My mouth was painfully dry from all this useless work. The only sustenance I had was the sweat dripping off my forehead. Yet this sweat was dripping down to the base of the coffin. I tipped my head up for the sweat to flow to my mouth, but as I knocked my head against the lid, the sweat dripped back down to where it was useless.
At this point, I cried, not out of seeking another source of water, but out of utter hopelessness. As tears gushed down my face, I found the last thing that made me human escape me. The tears would soon dry up and I would be left a hopeless shell of a being.
It was then that I sought to grow familiar with my surroundings. The only family I had beneath the earth was the dirt that enveloped me. My brother was dirt, my sister was dirt, my mother was dirt, my father was dirt, and I was dirt.
Despair soon turned to a realization of the present situation. I had no hope of anything outside my coffin, so I was dead inside. Dead to any hope, which I was frantically trying to grasp while in my coffin, yet all of that was just a vain effort to feel human. I was not human. I was dirt.
But then, I heard a shuffle above.
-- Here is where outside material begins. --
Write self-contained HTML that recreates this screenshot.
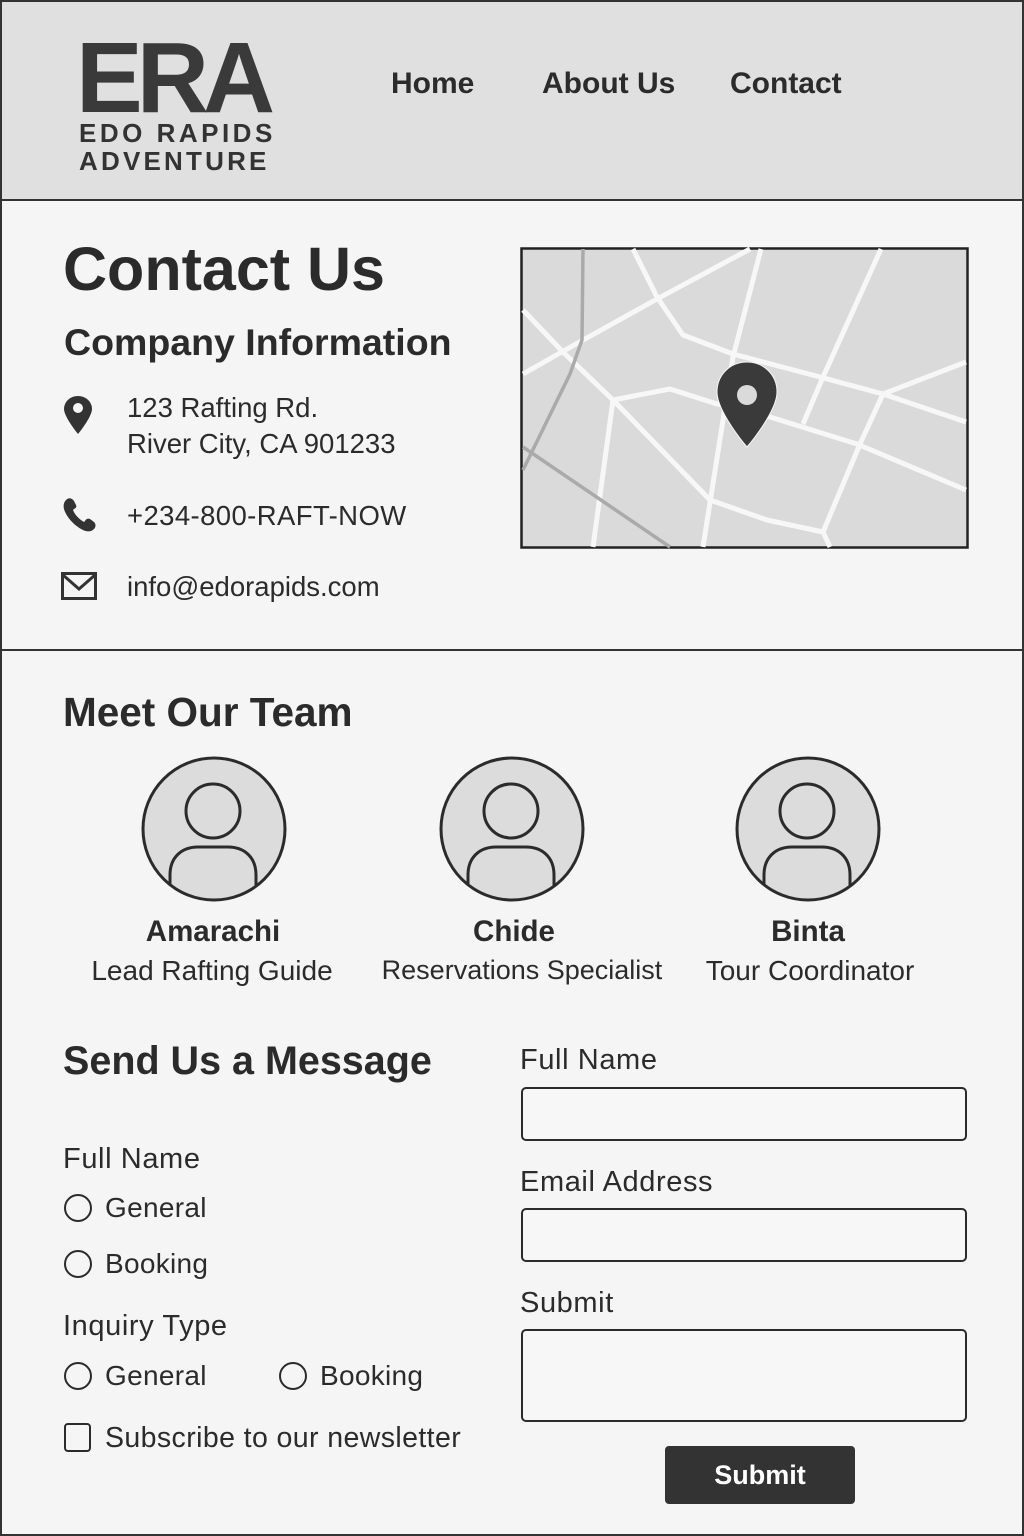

Could this be? Was someone walking above me? A shred of hope entered me, and with that I began to move. But it was a limited movement, for I was still confined within my coffin.
The shuffling above the dirt turned to what sounded to me like thunder banging upon the clouds. The dirt was now giving way to light, which crept through the crevices of my wooden coffin. I moved more, but my movement, my exerted effort, led to my destruction. My mind slipped away with my breath, and I was no more. Or so I thought.
The next sight I laid my eyes upon was a blurry figure shadowed by the blanket of night. He or she had filled my lungs full of air, so now I was able to breathe for myself. I held onto this air that wasn’t mine with hopes that it would rejuvenate my mind long enough to see the face of my rescuer. Yet I was unable to.
And that is all I remember of that incident. At first I tried to shut it out of my mind to be forever lost in an abyss where trauma establishes its residence. But then I sought to hold on to it. Why you might ask? Because it gave me a new revelation of this ground I walk on. I stand because Someone brought me out of where I was laid down. I breathe to live because Someone gave me breath to live. I am human because Someone revived my humanity when they saw me worthy enough to come out of the dirt.
The grave where I lied was no longer an evident monument. The mound of dirt was replaced with the life of grass teeming over it. As I stood witness to this sight, my bare feet dug into the dirt, almost as a means to establish myself back to that moment. The moment where I was no different than the dirt. But now I stand upon the glory that Someone saw me, or sees me, as different. And with that conviction, I walked away from that site. I walked away with my toes clasping the dirt and head held high towards the heavens.